__WORK REQUIRED__. Spot each line in the records below where the word "image" occurs, then copy it.

__INPUT__.
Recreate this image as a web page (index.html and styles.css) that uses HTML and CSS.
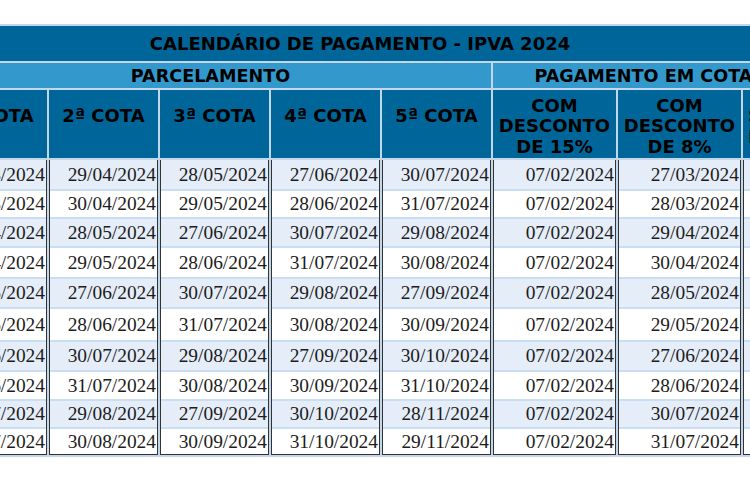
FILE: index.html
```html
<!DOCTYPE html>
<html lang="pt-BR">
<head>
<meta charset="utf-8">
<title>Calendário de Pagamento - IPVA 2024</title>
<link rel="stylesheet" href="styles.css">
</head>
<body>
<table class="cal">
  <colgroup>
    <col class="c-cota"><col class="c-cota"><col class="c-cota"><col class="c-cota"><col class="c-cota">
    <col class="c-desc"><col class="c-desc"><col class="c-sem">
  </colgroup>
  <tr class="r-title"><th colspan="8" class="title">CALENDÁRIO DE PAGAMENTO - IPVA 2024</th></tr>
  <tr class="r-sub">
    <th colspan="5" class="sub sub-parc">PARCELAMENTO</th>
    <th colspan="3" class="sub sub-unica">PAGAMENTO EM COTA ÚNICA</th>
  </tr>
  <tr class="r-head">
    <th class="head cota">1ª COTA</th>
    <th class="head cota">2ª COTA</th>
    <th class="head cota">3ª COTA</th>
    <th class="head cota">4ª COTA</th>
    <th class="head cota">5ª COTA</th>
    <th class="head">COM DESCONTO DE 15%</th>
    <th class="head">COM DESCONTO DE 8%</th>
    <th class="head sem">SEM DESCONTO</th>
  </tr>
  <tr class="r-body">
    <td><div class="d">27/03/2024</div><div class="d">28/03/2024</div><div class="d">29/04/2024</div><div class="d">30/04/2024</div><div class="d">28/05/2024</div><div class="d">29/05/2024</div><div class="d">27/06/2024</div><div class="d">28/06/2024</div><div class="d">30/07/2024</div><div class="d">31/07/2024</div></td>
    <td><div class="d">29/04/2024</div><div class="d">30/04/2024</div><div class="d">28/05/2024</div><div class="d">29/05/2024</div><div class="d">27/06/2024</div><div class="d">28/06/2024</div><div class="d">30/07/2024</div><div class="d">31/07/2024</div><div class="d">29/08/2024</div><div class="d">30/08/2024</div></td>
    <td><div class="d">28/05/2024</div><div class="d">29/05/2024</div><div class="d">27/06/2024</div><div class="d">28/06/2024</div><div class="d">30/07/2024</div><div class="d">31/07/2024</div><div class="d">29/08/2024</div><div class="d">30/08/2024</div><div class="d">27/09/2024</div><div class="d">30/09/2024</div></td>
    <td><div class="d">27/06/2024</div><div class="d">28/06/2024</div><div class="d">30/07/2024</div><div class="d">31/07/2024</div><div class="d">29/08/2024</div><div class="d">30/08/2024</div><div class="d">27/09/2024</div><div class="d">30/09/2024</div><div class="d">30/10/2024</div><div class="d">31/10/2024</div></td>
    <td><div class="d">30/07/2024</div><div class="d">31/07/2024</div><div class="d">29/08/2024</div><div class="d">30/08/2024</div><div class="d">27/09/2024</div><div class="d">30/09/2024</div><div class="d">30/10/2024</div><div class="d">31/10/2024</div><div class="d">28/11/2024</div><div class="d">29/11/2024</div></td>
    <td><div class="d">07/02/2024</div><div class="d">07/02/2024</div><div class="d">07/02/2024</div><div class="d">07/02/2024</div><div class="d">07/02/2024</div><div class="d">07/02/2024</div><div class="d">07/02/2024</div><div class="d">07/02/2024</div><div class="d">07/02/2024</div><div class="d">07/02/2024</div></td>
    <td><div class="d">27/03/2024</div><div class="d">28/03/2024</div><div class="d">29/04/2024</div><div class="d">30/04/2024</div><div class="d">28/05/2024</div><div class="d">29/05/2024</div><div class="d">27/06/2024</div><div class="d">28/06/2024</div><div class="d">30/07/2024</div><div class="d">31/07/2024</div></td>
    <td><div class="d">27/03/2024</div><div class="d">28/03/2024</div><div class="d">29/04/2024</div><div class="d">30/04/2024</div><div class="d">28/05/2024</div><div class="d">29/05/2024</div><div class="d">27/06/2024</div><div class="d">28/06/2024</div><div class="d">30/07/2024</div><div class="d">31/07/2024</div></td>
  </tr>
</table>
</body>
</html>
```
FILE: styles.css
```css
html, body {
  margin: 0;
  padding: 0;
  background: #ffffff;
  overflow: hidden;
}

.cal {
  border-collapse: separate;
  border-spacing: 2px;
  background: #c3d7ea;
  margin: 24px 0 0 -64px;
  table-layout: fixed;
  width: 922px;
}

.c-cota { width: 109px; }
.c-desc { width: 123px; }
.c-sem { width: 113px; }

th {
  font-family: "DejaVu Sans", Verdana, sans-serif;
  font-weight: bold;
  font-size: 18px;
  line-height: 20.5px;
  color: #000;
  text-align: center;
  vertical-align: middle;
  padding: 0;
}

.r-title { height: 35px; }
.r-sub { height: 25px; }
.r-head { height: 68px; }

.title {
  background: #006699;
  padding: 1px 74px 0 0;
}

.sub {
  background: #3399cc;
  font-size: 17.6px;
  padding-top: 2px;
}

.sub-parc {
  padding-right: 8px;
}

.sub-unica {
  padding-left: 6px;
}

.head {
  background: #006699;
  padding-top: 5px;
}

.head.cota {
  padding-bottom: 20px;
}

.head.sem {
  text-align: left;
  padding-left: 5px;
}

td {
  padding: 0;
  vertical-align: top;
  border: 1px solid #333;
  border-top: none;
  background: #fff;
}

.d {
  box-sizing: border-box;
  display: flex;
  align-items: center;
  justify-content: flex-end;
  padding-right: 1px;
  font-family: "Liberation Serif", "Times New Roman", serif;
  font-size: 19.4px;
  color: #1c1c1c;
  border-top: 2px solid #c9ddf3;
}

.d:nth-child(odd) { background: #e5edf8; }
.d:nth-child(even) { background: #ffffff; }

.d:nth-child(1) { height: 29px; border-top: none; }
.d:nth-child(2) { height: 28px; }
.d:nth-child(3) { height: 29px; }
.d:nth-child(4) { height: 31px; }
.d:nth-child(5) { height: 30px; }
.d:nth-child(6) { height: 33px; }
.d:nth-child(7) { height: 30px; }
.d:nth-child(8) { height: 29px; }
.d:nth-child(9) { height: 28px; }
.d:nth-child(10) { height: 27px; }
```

* * *

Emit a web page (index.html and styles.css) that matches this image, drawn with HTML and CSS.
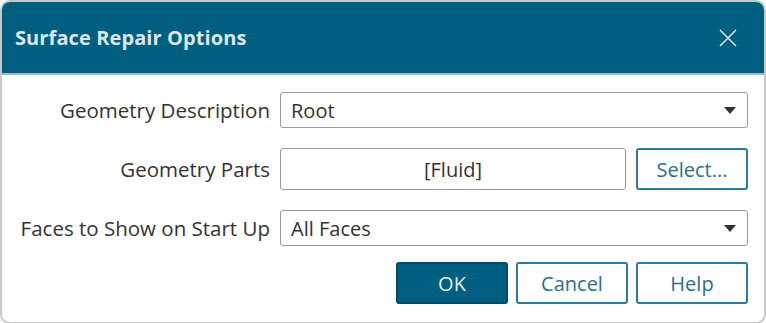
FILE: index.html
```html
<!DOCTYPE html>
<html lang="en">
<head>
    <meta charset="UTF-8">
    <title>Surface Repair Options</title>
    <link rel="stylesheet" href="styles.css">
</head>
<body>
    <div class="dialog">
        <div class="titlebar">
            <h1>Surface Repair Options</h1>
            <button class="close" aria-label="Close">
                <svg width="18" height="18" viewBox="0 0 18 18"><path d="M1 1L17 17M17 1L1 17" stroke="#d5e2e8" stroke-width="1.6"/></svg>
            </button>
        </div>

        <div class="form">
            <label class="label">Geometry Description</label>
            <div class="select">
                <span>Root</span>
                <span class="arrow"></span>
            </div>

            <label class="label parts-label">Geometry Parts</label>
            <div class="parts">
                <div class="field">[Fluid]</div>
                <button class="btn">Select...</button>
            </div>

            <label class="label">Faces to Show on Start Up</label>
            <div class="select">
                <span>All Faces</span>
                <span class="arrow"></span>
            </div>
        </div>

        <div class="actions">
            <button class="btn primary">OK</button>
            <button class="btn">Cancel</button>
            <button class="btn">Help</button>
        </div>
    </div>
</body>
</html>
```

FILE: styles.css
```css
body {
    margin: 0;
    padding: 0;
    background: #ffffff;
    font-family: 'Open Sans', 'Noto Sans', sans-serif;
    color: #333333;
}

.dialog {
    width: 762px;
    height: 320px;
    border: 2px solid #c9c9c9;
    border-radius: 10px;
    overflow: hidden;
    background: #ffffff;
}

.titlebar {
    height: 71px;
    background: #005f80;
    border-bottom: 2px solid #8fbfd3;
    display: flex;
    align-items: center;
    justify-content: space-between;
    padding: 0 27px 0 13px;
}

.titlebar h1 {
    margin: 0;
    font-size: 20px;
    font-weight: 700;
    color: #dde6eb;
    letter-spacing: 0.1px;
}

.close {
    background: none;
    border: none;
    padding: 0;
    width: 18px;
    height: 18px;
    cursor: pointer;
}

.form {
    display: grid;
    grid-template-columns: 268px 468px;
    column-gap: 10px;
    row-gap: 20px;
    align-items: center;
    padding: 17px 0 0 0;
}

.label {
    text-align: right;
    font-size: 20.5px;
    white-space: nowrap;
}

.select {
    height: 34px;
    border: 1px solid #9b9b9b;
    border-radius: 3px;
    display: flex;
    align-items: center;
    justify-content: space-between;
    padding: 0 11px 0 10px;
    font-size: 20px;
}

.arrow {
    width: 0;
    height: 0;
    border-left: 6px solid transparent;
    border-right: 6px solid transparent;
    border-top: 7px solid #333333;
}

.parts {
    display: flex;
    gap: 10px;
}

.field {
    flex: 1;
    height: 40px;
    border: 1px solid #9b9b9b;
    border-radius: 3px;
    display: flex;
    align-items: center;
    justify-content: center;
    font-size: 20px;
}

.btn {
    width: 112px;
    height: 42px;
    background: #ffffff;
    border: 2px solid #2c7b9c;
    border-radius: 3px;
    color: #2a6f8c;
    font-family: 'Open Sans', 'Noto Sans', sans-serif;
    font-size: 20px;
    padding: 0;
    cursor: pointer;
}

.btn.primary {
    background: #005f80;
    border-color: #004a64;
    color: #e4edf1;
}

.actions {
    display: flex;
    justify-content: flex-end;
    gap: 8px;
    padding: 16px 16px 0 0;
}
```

__EXERCISE RESPONSE__.
Recreate this image as a web page (index.html and styles.css) that uses HTML and CSS.
Emit a web page (index.html and styles.css) that matches this image, drawn with HTML and CSS.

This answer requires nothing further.